Some advisory bodies to government are actively concerned about covert foreign funding and other efforts to influence UK policymaking. The Intelligence and Security Committee of Parliament Russia report included strong language about the laundering of Russian money through London—some of it reaching politically influential bodies, although details were redacted from its published version.

The Boardman Review of the fallout from the Greensill scandal, the Review into the Development of Supply Chain Finance in Government, recommended that “the government should consult on whether think tanks, research institutes and lobbying academics should be required to disclose their sources of funding, and whether there are circumstances when they ought to be required to register as consultant lobbyists”. Ministers have not yet responded to this proposal.

US dollars

American funding of policy-related research within the UK has not, until recently, been considered a sensitive issue. The Ford and Rockefeller Foundations were major supporters of British research institutes during the Cold War; US foundations were reportedly used as conduits for covert government funding of the Congress for Cultural Freedom and other anti-communist bodies. But the emergence of an influential group of right-wing think tanks in Washington, which have cultivated links with similar bodies in London, has recently raised public concerns.
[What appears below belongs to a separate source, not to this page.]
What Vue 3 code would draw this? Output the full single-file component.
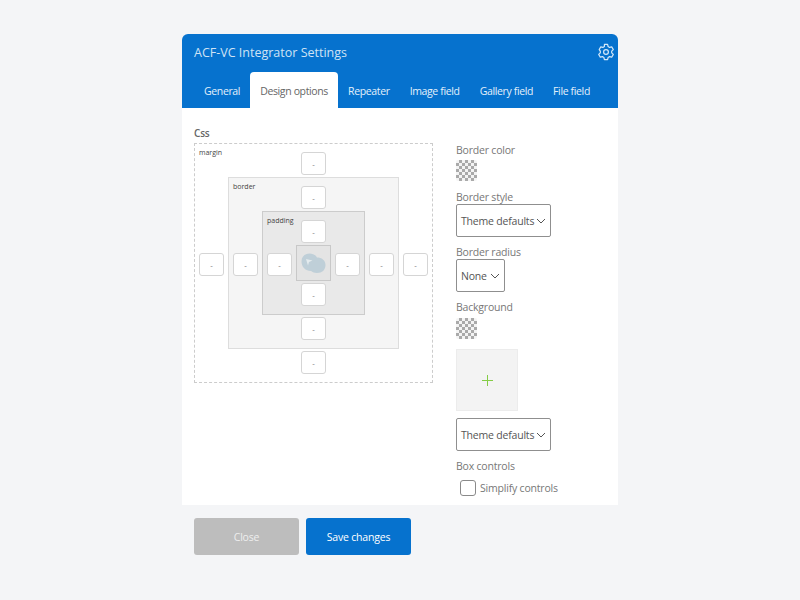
<script setup>
const tabs = ['General', 'Design options', 'Repeater', 'Image field', 'Gallery field', 'File field']
</script>

<template>
  <div class="page">
    <div class="panel">
      <div class="head">
        <div class="title-row">
          <span class="title">ACF-VC Integrator Settings</span>
          <svg class="gear" viewBox="0 0 18 18" width="18" height="18" fill="none" stroke="#d5e8f8" stroke-width="1.2" stroke-linejoin="round">
            <path d="M7.4 1.4h3.2l.5 2.1 1.5.9 2.1-.6 1.6 2.8-1.6 1.500v1.800l1.600 1.500-1.600 2.800-2.100-.6-1.500.9-.5 2.100H7.400l-.5-2.100-1.500-.9-2.100.6-1.600-2.800 1.600-1.500V8.100L2.200 6.600l1.600-2.800 2.100.6 1.500-.9z" />
            <circle cx="9" cy="9" r="2.400" />
          </svg>
        </div>
        <div class="tabs">
          <div v-for="t in tabs" :key="t" class="tab" :class="{ active: t === 'Design options' }">{{ t }}</div>
        </div>
      </div>

      <div class="body">
        <div class="left">
          <div class="css-label">Css</div>
          <div class="layer margin">
            <span class="layer-name">margin</span>
            <div class="cell top"><button class="side">-</button></div>
            <div class="cell l"><button class="side">-</button></div>
            <div class="cell r"><button class="side">-</button></div>
            <div class="cell bottom"><button class="side">-</button></div>
            <div class="layer border mid">
              <span class="layer-name">border</span>
              <div class="cell top"><button class="side">-</button></div>
              <div class="cell l"><button class="side">-</button></div>
              <div class="cell r"><button class="side">-</button></div>
              <div class="cell bottom"><button class="side">-</button></div>
              <div class="layer padding mid">
                <span class="layer-name">padding</span>
                <div class="cell top"><button class="side">-</button></div>
                <div class="cell l"><button class="side">-</button></div>
                <div class="cell r"><button class="side">-</button></div>
                <div class="cell bottom"><button class="side">-</button></div>
                <div class="content mid">
                  <svg viewBox="0 0 25 21" width="25" height="21">
                    <path d="M0.500 8.500C0.500 3.500 4 0.500 8.500 0.500c3.500 0 6 1.500 7.500 4 4.500 0 8.500 2.500 8.500 7.500 0 5-3.500 8-8.500 8-2.500 0-4.500-.7-6-2C4.500 18 0.500 14 0.500 8.500z" fill="#bfcfd8" />
                    <path d="M5 6l6.500 1.500-3.500 1.500-1 3.500z" fill="#e4ebee" />
                  </svg>
                </div>
              </div>
            </div>
          </div>
        </div>

        <div class="right">
          <label class="field-label first">Border color</label>
          <div class="swatch"></div>
          <label class="field-label to-select style">Border style</label>
          <div class="select wide">Theme defaults
            <svg viewBox="0 0 10 6" width="10" height="6" fill="none" stroke="#555" stroke-width="1"><path d="M1 1l4 4 4-4" /></svg>
          </div>
          <label class="field-label to-select">Border radius</label>
          <div class="select narrow">None
            <svg viewBox="0 0 10 6" width="10" height="6" fill="none" stroke="#555" stroke-width="1"><path d="M1 1l4 4 4-4" /></svg>
          </div>
          <label class="field-label bg">Background</label>
          <div class="swatch"></div>
          <div class="image-add">
            <svg viewBox="0 0 11 11" width="11" height="11" fill="none"><path class="plus" d="M5.500 0v11M0 5.500h11" /></svg>
          </div>
          <div class="select wide second">Theme defaults
            <svg viewBox="0 0 10 6" width="10" height="6" fill="none" stroke="#555" stroke-width="1"><path d="M1 1l4 4 4-4" /></svg>
          </div>
          <label class="field-label box">Box controls</label>
          <div class="check-row">
            <span class="check"></span>
            <span>Simplify controls</span>
          </div>
        </div>
      </div>

      <div class="foot">
        <button class="btn close">Close</button>
        <button class="btn save">Save changes</button>
      </div>
    </div>
  </div>
</template>

<style>
html, body { margin: 0; background: #f4f5f7; }
</style>

<style scoped>
.page {
  width: 800px;
  height: 600px;
  box-sizing: border-box;
  padding-top: 34px;
  display: flex;
  justify-content: center;
  background: #f4f5f7;
  font-family: "Open Sans", "Noto Sans", sans-serif;
  font-size: 10.500px;
  letter-spacing: -0.2px;
  color: #777;
}
.panel { width: 436px; }
.head {
  height: 74px;
  background: #0672ce;
  border-radius: 6px 6px 0 0;
  display: flex;
  flex-direction: column;
}
.title-row {
  height: 36px;
  display: flex;
  align-items: center;
  justify-content: space-between;
  padding: 0 3px 0 12px;
}
.title { color: #cfe3f5; font-size: 12.500px; letter-spacing: 0; }
.tabs { display: flex; padding: 2px 0 0 12px; height: 36px; }
.tab {
  padding: 0 10px;
  line-height: 38px;
  color: #e3f0fb;
  letter-spacing: -0.36px;
  white-space: nowrap;
}
.tab.active {
  background: #fff;
  color: #666;
  border-radius: 4px 4px 0 0;
}
.body {
  height: 397px;
  background: #fff;
  box-sizing: border-box;
  padding: 19px 12px 0;
  display: flex;
}
.left { width: 239px; }
.css-label { font-size: 10px; font-weight: 600; color: #666; line-height: 13px; margin-bottom: 3px; }
.layer {
  position: relative;
  box-sizing: border-box;
  display: grid;
  grid-template-columns: 33px 1fr 33px;
  grid-template-rows: 33px 1fr 33px;
}
.margin { width: 239px; height: 240px; border: 1px dashed #ccc; }
.border { border: 1px solid #ddd; background: #f5f5f5; }
.padding { border: 1px solid #ccc; background: #e9e9e9; }
.layer-name {
  position: absolute;
  left: 4px;
  top: 4px;
  font-size: 7px;
  color: #444;
  line-height: 9px;
  letter-spacing: 0;
}
.mid { grid-column: 2; grid-row: 2; }
.cell { display: flex; align-items: center; justify-content: center; }
.top { grid-column: 2; grid-row: 1; align-items: flex-end; padding-bottom: 2px; }
.bottom { grid-column: 2; grid-row: 3; align-items: flex-start; padding-top: 2px; }
.l { grid-column: 1; grid-row: 2; padding-top: 3px; }
.r { grid-column: 3; grid-row: 2; padding-top: 3px; }
.side {
  width: 25px;
  height: 23px;
  padding: 0;
  box-sizing: border-box;
  background: #fff;
  border: 1px solid #d5d5d5;
  border-radius: 3px;
  font-family: inherit;
  font-size: 8px;
  color: #777;
}
.content {
  box-sizing: border-box;
  border: 1px solid #c8c8c8;
  background: #e4e4e4;
  display: flex;
  align-items: center;
  justify-content: center;
}
.right {
  margin-left: 23px;
  display: flex;
  flex-direction: column;
  align-items: flex-start;
}
.field-label { line-height: 14px; margin-top: 8px; margin-bottom: 3px; }
.field-label.first { margin-top: 16px; }
.field-label.to-select { margin-bottom: 0; }
.field-label.style { margin-top: 9px; }
.field-label.bg { margin-bottom: 4px; }
.field-label.box { margin-bottom: 7px; }
.swatch {
  width: 21px;
  height: 21px;
  border-radius: 2px;
  background: repeating-conic-gradient(#aaa 0 25%, #f4f4f4 0 50%) 0 0 / 6px 6px;
}
.select {
  height: 33px;
  box-sizing: border-box;
  border: 1px solid #8f8f8f;
  border-radius: 2px;
  background: #fff;
  display: flex;
  align-items: center;
  justify-content: space-between;
  padding: 0 4px;
  color: #555;
  white-space: nowrap;
}
.wide { width: 95px; }
.narrow { width: 49px; }
.second { margin-top: 7px; }
.image-add {
  width: 62px;
  height: 62px;
  margin-top: 10px;
  box-sizing: border-box;
  border: 1px solid #ececec;
  background: #f3f3f3;
  display: flex;
  align-items: center;
  justify-content: center;
}
.plus { stroke: #84cc45; stroke-width: 1; }
.check-row {
  display: flex;
  align-items: center;
  gap: 4px;
  padding-left: 4px;
  line-height: 16px;
}
.check {
  width: 16px;
  height: 16px;
  box-sizing: border-box;
  border: 1px solid #8a8a8a;
  border-radius: 3px;
  background: #fff;
}
.foot { display: flex; gap: 7px; padding: 13px 12px 0; }
.btn {
  width: 105px;
  height: 37px;
  border: none;
  border-radius: 3px;
  font-family: inherit;
  font-size: 10.500px;
  letter-spacing: -0.2px;
  color: #fff;
}
.close { background: #bdbdbd; color: #eee; }
.save { background: #0672ce; }
</style>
Careful and non-partisan researchers in the UK academic community would be wise to check on the funding of the bodies that approach them for contributions and decline to work with those that do not provide adequate information. As domestic politics has become polarised, and the international climate more hostile, they will have to navigate a narrow path between the pursuit of impact, the dangers of media attack, and the threat of unwitting co-option by foreign actors—whether states, companies or foundations with particular agendas.

William Wallace (Lord Wallace of Saltaire) is Liberal Democrat spokesman on the Cabinet Office in the Lords. He was director of research at Chatham House for 12 years, then taught international relations at Oxford and the London School of Economics.